Describe the most memorable moment of your time at Lewis & Clark. In 1994, we defeated the No. 1 team in the nation (Taylor-26-0) in the national tournament en route to our Final Four appearance.

What is something others would find surprising about you? I’m very shy, but I disguise it in various ways.

What is your favorite place on campus and why? The Trail Room. I ate lunch there almost every day. People joked that it was my office before my office.

What will you miss most about coming here every day? It keeps you young to be around such good students. Because there are no athletic scholarships, they play for the sheer desire and love of the game. We forge a common bond—together, we find out how good we can be. I’ll miss that competitive quest for excellence.

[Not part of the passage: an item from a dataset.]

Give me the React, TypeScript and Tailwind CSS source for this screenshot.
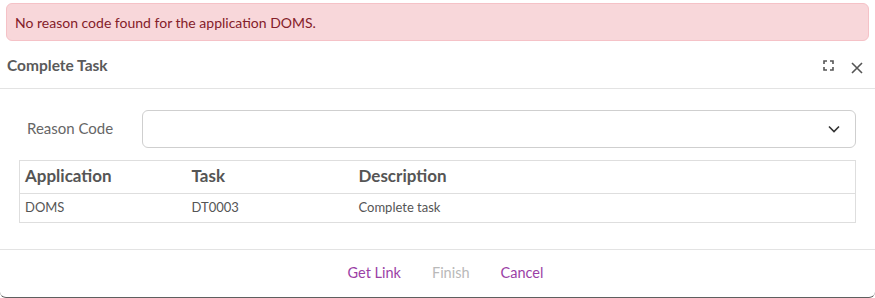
import React from 'react';

const rows = [{ app: 'DOMS', task: 'DT0003', desc: 'Complete task' }];

export default function App() {
  return (
    <div className="w-[875px] h-[298px] bg-white overflow-hidden font-['Lato','Noto_Sans',sans-serif] flex flex-col border-b border-[#5f5f5f] rounded-b-[6px]">
      {/* error alert */}
      <div className="mx-[6px] mt-[3px] h-[38px] flex items-center px-[8px] bg-[#f8d7da] border border-[#f5c2c7] rounded-[6px] text-[14px] text-[#842029]">
        No reason code found for the application DOMS.
      </div>

      {/* header */}
      <div className="h-[48px] flex items-center pl-[7px] pr-[12px] border-b border-[#e3e3e3]">
        <h2 className="text-[15.5px] font-bold text-[#5a5a5a] pt-[2px]">Complete Task</h2>
        <div className="ml-auto flex items-center gap-[17px] pt-[2px]">
          <svg width="11" height="11" viewBox="0 0 11 11" fill="none" stroke="#555" strokeWidth="1.6">
            <path d="M1 4V1h3M7 1h3v3M10 7v3H7M4 10H1V7" />
          </svg>
          <svg width="12" height="12" viewBox="0 0 12 12" fill="none" stroke="#555" strokeWidth="1.6" className="mt-[4px]">
            <path d="M1 1l10 10M11 1L1 11" />
          </svg>
        </div>
      </div>

      {/* body */}
      <div className="px-[19px] pt-[21px]">
        <div className="flex items-center">
          <label className="w-[123px] pl-[8px] pb-[2px] text-[15px] text-[#666]">Reason Code</label>
          <div className="flex-1 h-[38px] border border-[#cfcfcf] rounded-[6px] flex items-center justify-end pr-[15px]">
            <svg width="12" height="8" viewBox="0 0 12 8" fill="none" stroke="#333" strokeWidth="1.6">
              <path d="M1 1.5l5 5 5-5" />
            </svg>
          </div>
        </div>

        <table className="mt-[12px] w-full border-collapse border border-[#dedede] text-[#555]">
          <thead>
            <tr className="h-[33px] border-b border-[#dedede]">
              <th className="w-[166px] text-left font-bold text-[17px] pl-[5px] pb-[2px]">Application</th>
              <th className="w-[167px] text-left font-bold text-[17px] pl-[6px] pb-[2px]">Task</th>
              <th className="text-left font-bold text-[17px] pl-[6px] pb-[2px]">Description</th>
            </tr>
          </thead>
          <tbody>
            {rows.map((r) => (
              <tr key={r.task} className="h-[29px]">
                <td className="text-[13px] pl-[5px]">{r.app}</td>
                <td className="text-[13px] pl-[6px]">{r.task}</td>
                <td className="text-[13px] pl-[6px]">{r.desc}</td>
              </tr>
            ))}
          </tbody>
        </table>
      </div>

      {/* footer */}
      <div className="mt-[26px] flex-1 border-t border-[#e3e3e3] flex items-center justify-center pl-[16px] pb-[2px] gap-[31px] text-[14.5px]">
        <button className="text-[#9b3fa6]">Get Link</button>
        <button className="text-[#b9b9b9]" disabled>Finish</button>
        <button className="text-[#9b3fa6]">Cancel</button>
      </div>
    </div>
  );
}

What accomplishments are you most proud of? I’m proud of building a nationally recognized basketball program and being voted No. 1 in the nation [in 1996-97]. I’ve appreciated having the opportunity to have an impact on many lives—helping young people develop the dedication and passion needed for success personally and professionally.

What’s next for you? What are you looking forward to doing? I’m living in Peoria, Arizona, next to Scottsdale. I love the climate—not a cloud in the sky. My son, Tim, lives three miles away, and I’m enjoying our triplet granddaughters. Tim and I play father-son tennis—last year, we were ranked No 4 in the nation among Super Senior-Father-Son teams. I’m also looking into some basketball-related activities in China.